As mentioned, the first thing that a lender will do to determine if an individual, couple, or business can qualify for a loan is to pull their credit report, usually from Experian, Equifax, Transunion, or another smaller credit bureau. Therefore, before you approach a lender, or even start preparing to request a loan and see if you qualify for a loan, make sure your credit scores are as high as possible. Get a copy of your credit report from each of these three credit bureaus. Review each item on the report carefully, and report any errors that you find. For example, if you’ve gone through a divorce and a loan was placed in your spouse’s name, request that that item be removed from your report to not reflect the current history of that particular loan. Watch for items that may not be yours, too. Identity theft and identity errors are common, and it’s important to protect your credit and remove anything that simply does not belong on your report. Once a dispute is filed, the creditor has 30 days to respond to the credit bureau. If no response is received, the item must be removed from your credit report, and your credit scores will increase. Check your name, social security number, and address at the top of each report to make sure they are correct. Contact each individual credit bureau with questions and disputes before determining if you qualify for a loan.

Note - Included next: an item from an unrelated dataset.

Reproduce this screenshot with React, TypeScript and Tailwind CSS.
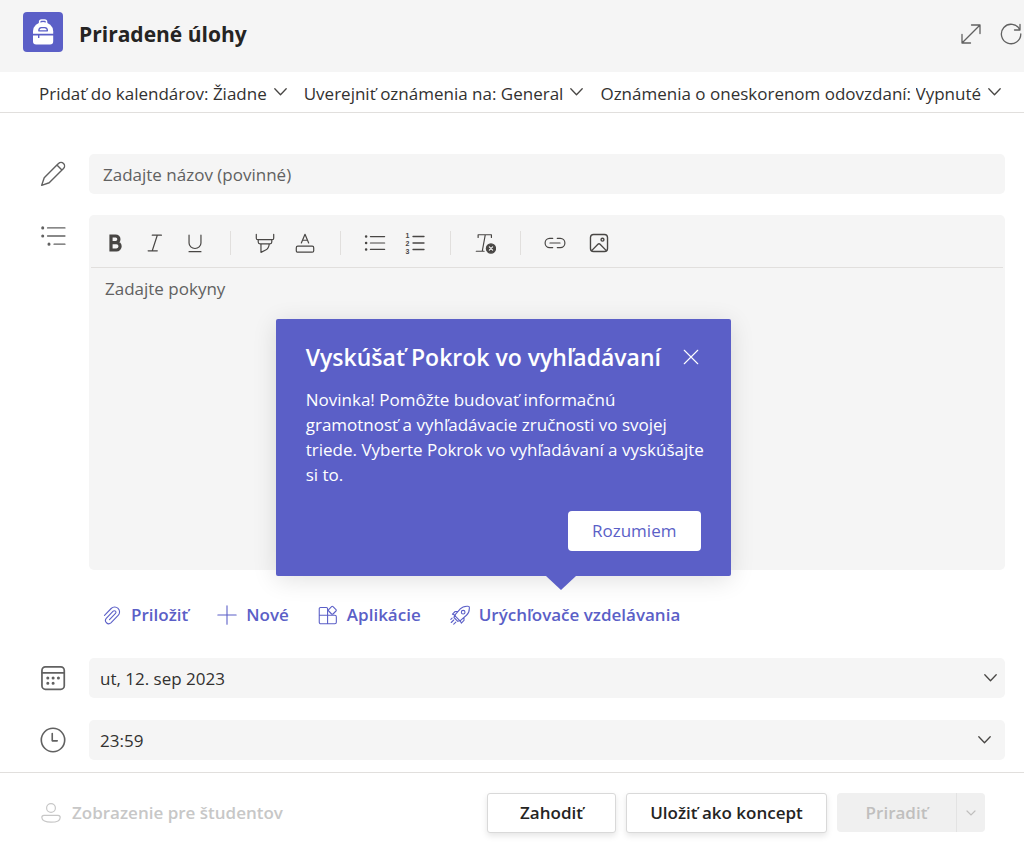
import { useState, type ReactNode } from 'react'

interface IconProps {
  size?: number
  className?: string
  sw?: number
  children: ReactNode
}

// Line icon on a 24 unit grid
function Icon({ size = 24, className = '', sw = 1.3, children }: IconProps) {
  return (
    <svg
      width={size}
      height={size}
      viewBox="0 0 24 24"
      fill="none"
      stroke="currentColor"
      strokeWidth={sw}
      strokeLinecap="round"
      strokeLinejoin="round"
      aria-hidden="true"
      className={`shrink-0 ${className}`}
    >
      {children}
    </svg>
  )
}

function Chevron({ className = '' }: { className?: string }) {
  return (
    <svg
      width="13"
      height="8"
      viewBox="0 0 13 8"
      fill="none"
      stroke="#484644"
      strokeWidth="1.3"
      strokeLinecap="round"
      strokeLinejoin="round"
      aria-hidden="true"
      className={`pointer-events-none shrink-0 ${className}`}
    >
      <path d="M0.8 0.8L6.5 6.8l5.700-6" />
    </svg>
  )
}

function BackpackLogo() {
  return (
    <svg width="40" height="40" viewBox="0 0 40 40" aria-hidden="true" className="shrink-0">
      <rect width="40" height="40" rx="4" fill="#5b5fc7" />
      <path d="M16.6 11V9.9a2 2 0 0 1 2-2h3a2 2 0 0 1 2 2V11" fill="none" stroke="#fff" strokeWidth="1.5" />
      <path d="M10 21.8v-2.6a10.1 9.2 0 0 1 20.2 0v2.6z" fill="#fff" />
      <path d="M10 23.4h5v2.5h1.4v-2.5h13.8v5.8a3.2 3.2 0 0 1-3.2 3.2H13.2a3.2 3.2 0 0 1-3.2-3.2z" fill="#fff" />
      <path d="M15.8 18.8c0-2.2 1-3.2 2.6-3.2h3.4c1.600 0 2.6 1 2.6 3.2z" fill="#fff" stroke="#5b5fc7" strokeWidth="1.3" strokeLinejoin="round" />
    </svg>
  )
}

const SETTINGS = [
  { id: 'kalendar', label: 'Pridať do kalendárov:', value: 'Žiadne' },
  { id: 'kanal', label: 'Uverejniť oznámenia na:', value: 'General' },
  { id: 'oneskorenie', label: 'Oznámenia o oneskorenom odovzdaní:', value: 'Vypnuté' },
]

function ToolButton({ label, className = '', children }: { label: string; className?: string; children: ReactNode }) {
  return (
    <button type="button" aria-label={label} className={`flex h-10 w-10 shrink-0 items-center justify-center text-[#484644] ${className}`}>
      {children}
    </button>
  )
}

function ToolDivider() {
  return (
    <div className="flex w-[30px] shrink-0 justify-center">
      <div className="h-6 w-px bg-[#e1dfdd]" />
    </div>
  )
}

function EditorToolbar() {
  return (
    <div className="mx-[2px] flex h-[53px] items-center border-b border-[#e1dfdd] pt-[3px] pl-1">
      <ToolButton label="Tučné">
        <Icon sw={3.2}>
          <path d="M8 5h4.6a3.2 3.2 0 0 1 0 6.6H8zM8 11.6h5.4a3.7 3.7 0 0 1 0 7.4H8z" strokeLinejoin="miter" />
        </Icon>
      </ToolButton>
      <ToolButton label="Kurzíva">
        <Icon size={22}>
          <path d="M9 3.500h10M4.500 20.5h10M14.5 3.5l-5.500 17" />
        </Icon>
      </ToolButton>
      <ToolButton label="Podčiarknuté">
        <Icon size={22}>
          <path d="M5.500 3.500v8.500a6.500 6 0 0 0 13 0V3.500M5.500 21.500h13" />
        </Icon>
      </ToolButton>
      <ToolDivider />
      <ToolButton label="Zvýrazniť">
        <Icon size={22}>
          <path d="M2.500 2.500v4.300a1.600 1.600 0 0 0 1.600 1.600h15.800a1.600 1.600 0 0 0 1.600-1.600V2.500M4.600 8.500v2.400a2 2 0 0 0 2 2h10.800a2 2 0 0 0 2-2V8.500M7.600 13v9.200l4.600-2.200c3.100-1.500 4.200-3.600 4.400-7" />
        </Icon>
      </ToolButton>
      <ToolButton label="Farba písma">
        <Icon size={22}>
          <path d="M8 12l4-9.500L16 12M9.400 9h5.200" />
          <rect x="2.500" y="15.500" width="19" height="6.500" rx="1.600" />
        </Icon>
      </ToolButton>
      <ToolDivider />
      <ToolButton label="Zoznam s odrážkami">
        <Icon size={22}>
          <path d="M7 5h15.500M7 12h15.500M7 19h15.500" />
          <path d="M2.300 5h.01M2.300 12h.01M2.300 19h.01" strokeWidth="2.800" />
        </Icon>
      </ToolButton>
      <ToolButton label="Číslovaný zoznam">
        <Icon>
          <path d="M10 5.500h11M10 12h11M10 18.500h11" />
          <g fill="currentColor" stroke="none" fontFamily="Liberation Sans, sans-serif" fontSize="7" fontWeight="700">
            <text x="2.500" y="6.500">1</text>
            <text x="2.500" y="14.600">2</text>
            <text x="2.500" y="22.700">3</text>
          </g>
        </Icon>
      </ToolButton>
      <ToolDivider />
      <ToolButton label="Vymazať formátovanie">
        <Icon size={22}>
          <path d="M4.500 6V3h14.500V6M12.300 3L9 21M2.500 21h8.500" />
          <circle cx="18.500" cy="18" r="5" fill="currentColor" />
          <path d="M16.700 16.200l3.600 3.600M20.300 16.200l-3.600 3.600" stroke="#f5f5f5" />
        </Icon>
      </ToolButton>
      <ToolDivider />
      <ToolButton label="Vložiť prepojenie">
        <Icon size={22}>
          <path d="M9.500 7H6.200a5 5 0 0 0 0 10h3.300M14.500 7h3.300a5 5 0 0 1 0 10h-3.300M6.500 12h11" />
        </Icon>
      </ToolButton>
      <ToolButton label="Vložiť obrázok" className="ml-1">
        <Icon size={22} sw={1.500}>
          <rect x="2.700" y="2.700" width="18.600" height="18.600" rx="3.400" />
          <circle cx="15.800" cy="8.400" r="1.600" />
          <path d="M4 20.300l6.800-6.900a1.700 1.700 0 0 1 2.400 0l6.800 6.900" />
        </Icon>
      </ToolButton>
    </div>
  )
}

function Teaching({ onClose }: { onClose: () => void }) {
  return (
    <div
      role="dialog"
      aria-labelledby="tip-title"
      className="absolute bottom-[59px] -left-[174px] z-10 w-[455px] rounded-[2px] bg-[#5b5fc7] px-[30px] pt-5 pb-[25px] text-white shadow-[0_4px_24px_rgba(0,0,0,0.12)]"
    >
      <div className="flex items-center justify-between">
        <h2 id="tip-title" className="text-[23px] leading-9 font-semibold whitespace-nowrap">
          Vyskúšať Pokrok vo vyhľadávaní
        </h2>
        <button type="button" aria-label="Zavrieť" onClick={onClose} className="flex w-5 justify-center">
          <Icon size={18} sw={1.500}>
            <path d="M3 3l18 18M21 3L3 21" />
          </Icon>
        </button>
      </div>
      <p className="mt-3 -mr-2 text-[17px] leading-[25px]">
        Novinka! Pomôžte budovať informačnú gramotnosť a vyhľadávacie zručnosti vo svojej triede. Vyberte Pokrok vo vyhľadávaní a vyskúšajte si to.
      </p>
      <div className="mt-6 flex justify-end">
        <button type="button" onClick={onClose} className="h-10 w-[133px] rounded-[4px] bg-white text-[17px] text-[#5b5fc7]">
          Rozumiem
        </button>
      </div>
      <svg width="30" height="15" viewBox="0 0 30 15" aria-hidden="true" className="absolute top-full left-[270px]">
        <path d="M0 0h30L15 14z" fill="#5b5fc7" />
      </svg>
    </div>
  )
}

const ACTION = 'flex h-10 items-center gap-[9px] font-semibold text-[#5b5fc7] whitespace-nowrap'

export default function App() {
  const [tipOpen, setTipOpen] = useState(true)

  return (
    <div className="flex min-h-screen flex-col overflow-x-hidden bg-white font-['Open_Sans','Noto_Sans',sans-serif] text-[17px] leading-6 text-[#323130]">
      {/* Header */}
      <header className="flex h-[72px] items-center bg-[#f5f5f5] pr-px pb-1 pl-[23px]">
        <div className="flex pb-1">
          <BackpackLogo />
        </div>
        <h1 className="ml-4 text-[21px] leading-8 font-bold text-[#252423]">Priradené úlohy</h1>
        <div className="ml-auto flex items-center gap-4 text-[#616161]">
          <button type="button" aria-label="Rozbaliť">
            <Icon>
              <path d="M3 21L21 3M12.500 3H21v8.500M3 12.500V21h8.500" />
            </Icon>
          </button>
          <button type="button" aria-label="Obnoviť">
            <Icon>
              <path d="M20.700 7.500A9.700 9.700 0 1 0 21.800 12M21 2.500v5.500h-5.500" />
            </Icon>
          </button>
        </div>
      </header>

      {/* Assignment settings */}
      <div className="flex h-[41px] items-center gap-[17px] border-b border-[#e1dfdd] pt-[3px] pl-[39px] whitespace-nowrap">
        {SETTINGS.map(s => (
          <div key={s.id} className="flex items-center">
            <label htmlFor={s.id}>{s.label}&nbsp;</label>
            <select id={s.id} className="field-sizing-content appearance-none bg-transparent">
              <option>{s.value}</option>
            </select>
            <Chevron className="mb-1 ml-[7px]" />
          </div>
        ))}
      </div>

      <main className="flex flex-1 flex-col pt-[41px] pr-[19px] pb-3 pl-10">
        <div className="flex items-center">
          <div className="w-[49px] shrink-0 text-[#616161]">
            <Icon size={26}>
              <path d="M15.600 3.800l1.500-1.500a3 3 0 0 1 4.600 4.600L8.500 20.100 1.500 22.500l2.400-7zM15.600 3.800l4.600 4.600" />
            </Icon>
          </div>
          <input
            aria-label="Názov"
            placeholder="Zadajte názov (povinné)"
            className="h-10 min-w-0 flex-1 rounded-[5px] bg-[#f5f5f5] px-[14px] outline-none placeholder:text-[#616161]"
          />
        </div>

        <div className="mt-[21px] flex flex-1">
          <div className="w-[49px] shrink-0 pt-2 text-[#616161]">
            <Icon size={26}>
              <path d="M7 4.500h16M7 12h16M13 19.500h10" />
              <path d="M2.500 4.500h.01M2.500 12h.01M8.300 19.500h.01" strokeWidth="2.800" />
            </Icon>
          </div>
          <div className="flex min-h-[355px] min-w-0 flex-1 flex-col rounded-[5px] bg-[#f5f5f5]">
            <EditorToolbar />
            <textarea
              aria-label="Pokyny"
              placeholder="Zadajte pokyny"
              className="w-full flex-1 resize-none px-4 pt-[9px] outline-none placeholder:text-[#616161]"
            />
          </div>
        </div>

        <div className="mt-[25px] flex gap-[29px] pl-[62px]">
          <button type="button" className={ACTION}>
            <Icon size={20}>
              <path d="M3 12.500l8-8.300a5.800 5.800 0 0 1 8.400 8.200l-8.700 9a3.900 3.900 0 0 1-5.600-5.400l8.300-8.600a1.900 1.900 0 0 1 2.800 2.700L9 17.500" />
            </Icon>
            Priložiť
          </button>
          <button type="button" className={ACTION}>
            <Icon size={20}>
              <path d="M12 1v22M1 12h22" />
            </Icon>
            Nové
          </button>
          <button type="button" className={ACTION}>
            <Icon size={20}>
              <path d="M11.500 12V4.500A1.500 1.500 0 0 0 10 3H3a1.500 1.500 0 0 0-1.500 1.500v16.200A1.800 1.800 0 0 0 3.300 22.500h16.900a1.800 1.800 0 0 0 1.800-1.800V14a1.800 1.800 0 0 0-1.800-1.800H1.500M11.500 12v10.500" />
              <path d="M16.300 1.900l-3.500 3.600a1.200 1.200 0 0 0 0 1.700l3.500 3.600a1.200 1.200 0 0 0 1.700 0l3.600-3.600a1.200 1.200 0 0 0 0-1.700L18 1.900a1.200 1.200 0 0 0-1.700 0z" />
            </Icon>
            Aplikácie
          </button>
          <div className="relative">
            <button type="button" className={ACTION}>
              <Icon size={20}>
                <path d="M5.500 12.500l6.800-7.800c2.300-2.600 6-3.500 9.600-3.200.8 0 1.300.5 1.300 1.300.2 3.600-.8 7.200-3.400 9.500L12 19zM9.500 7.800H6.200L3 11l3.400 1.400M16.800 15.200v3.300L13.600 21.700 12 18.600M5.500 12.500L4.800 15l4.500 4.600 2.700-.6M4.500 18L1.500 21M7 20.500L4.500 23M2.500 15.800L1 17.300" />
                <circle cx="15.800" cy="8.600" r="2.200" />
              </Icon>
              Urýchľovače vzdelávania
            </button>
            {tipOpen && <Teaching onClose={() => setTipOpen(false)} />}
          </div>
        </div>

        <div className="mt-[23px] flex items-center">
          <div className="w-[49px] shrink-0 text-[#616161]">
            <Icon size={26} sw={1.600}>
              <rect x="1.800" y="1.800" width="20.600" height="20.600" rx="3.200" />
              <path d="M2 7.200h20.200" />
              <path d="M7.200 12h.01M12.100 12h.01M17 12h.01M7.200 16.800h.01M12.100 16.800h.01" strokeWidth="2.800" />
            </Icon>
          </div>
          <div className="relative flex min-w-0 flex-1 items-center">
            <select aria-label="Termín odovzdania" className="h-10 w-full appearance-none rounded-[5px] bg-[#f5f5f5] px-[11px] pt-px">
              <option>ut, 12. sep 2023</option>
            </select>
            <Chevron className="absolute right-2" />
          </div>
        </div>

        <div className="mt-[22px] flex items-center">
          <div className="w-[49px] shrink-0 text-[#616161]">
            <Icon size={26} sw={1.500}>
              <circle cx="12" cy="12" r="10.800" />
              <path d="M11.300 6v6.800h4.600" />
            </Icon>
          </div>
          <div className="relative flex min-w-0 flex-1 items-center">
            <select aria-label="Čas odovzdania" className="h-10 w-full appearance-none rounded-[5px] bg-[#f5f5f5] px-[11px] pt-px">
              <option>23:59</option>
            </select>
            <Chevron className="absolute right-[14px]" />
          </div>
        </div>
      </main>

      {/* Footer */}
      <footer className="flex items-start border-t border-[#e1dfdd] pt-5 pr-[39px] pb-[14px] pl-10 font-semibold">
        <button type="button" disabled className="flex h-10 items-center gap-[10px] text-[#c7c7c7]">
          <Icon size={22}>
            <circle cx="12" cy="6.500" r="4.800" />
            <path d="M4.300 14.500h15.400a2.300 2.300 0 0 1 2.300 2.300c0 3.500-4.300 5.200-10 5.200S2 20.300 2 16.800a2.300 2.300 0 0 1 2.300-2.300z" />
          </Icon>
          Zobrazenie pre študentov
        </button>
        <div className="ml-auto flex gap-[10px] whitespace-nowrap text-[#252423]">
          <button type="button" className="h-10 w-[129px] rounded-[3px] border border-[#d9d9d9] bg-white shadow-[0_3px_6px_rgba(0,0,0,0.1)]">
            Zahodiť
          </button>
          <button type="button" className="h-10 w-[201px] rounded-[3px] border border-[#d9d9d9] bg-white shadow-[0_3px_6px_rgba(0,0,0,0.1)]">
            Uložiť ako koncept
          </button>
          <div className="flex h-[39px] text-[#c0bfbe]">
            <button type="button" disabled className="w-[119px] rounded-l-[4px] bg-[#f0f0f0]">
              Priradiť
            </button>
            <button type="button" disabled aria-label="Ďalšie možnosti" className="flex w-[29px] items-center justify-center rounded-r-[4px] border-l border-[#e3e3e3] bg-[#f0f0f0]">
              <svg width="10" height="6" viewBox="0 0 10 6" fill="none" stroke="currentColor" strokeWidth="1.2" strokeLinecap="round" aria-hidden="true">
                <path d="M1 1l4 4 4-4" />
              </svg>
            </button>
          </div>
        </div>
      </footer>
    </div>
  )
}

Qualifying for a loan can also be a matter of being honest, regardless of credit scores. If your credit scores dropped due to a divorce, medical crisis, or job loss, and those issues have been resolved, you can still easily qualify for a loan by explaining these events to the lender. Bad things happen to good people, so be honest and explain and detail these issues in writing, and submit that information along with your loan application to determine if you qualify for a loan.

3. Equity.

Lenders often ask for equity when qualifying for a loan, especially if the loan amount is large, such as to construct a new building for business or purchase a home. In these instances, the building or home itself can be the collateral, and equity is built by offering the lender a down payment. To qualify for a loan, be prepared to offer equity, either with a down payment or some type of collateral.

If your credit scores are high, and if you’ve never had any financial difficulties, qualifying for a loan should be a fairly simple process. If you’ve had financial challenges or extreme financial difficulties in the past, be prepared to offer explanation of these problems to the lender when finding out if you qualify for a loan. Seek out a lender specializing in poor credit loans if your credit scores are too low for a conventional loan. You may find that by seeking these lenders, you’ll easily qualify for a loan.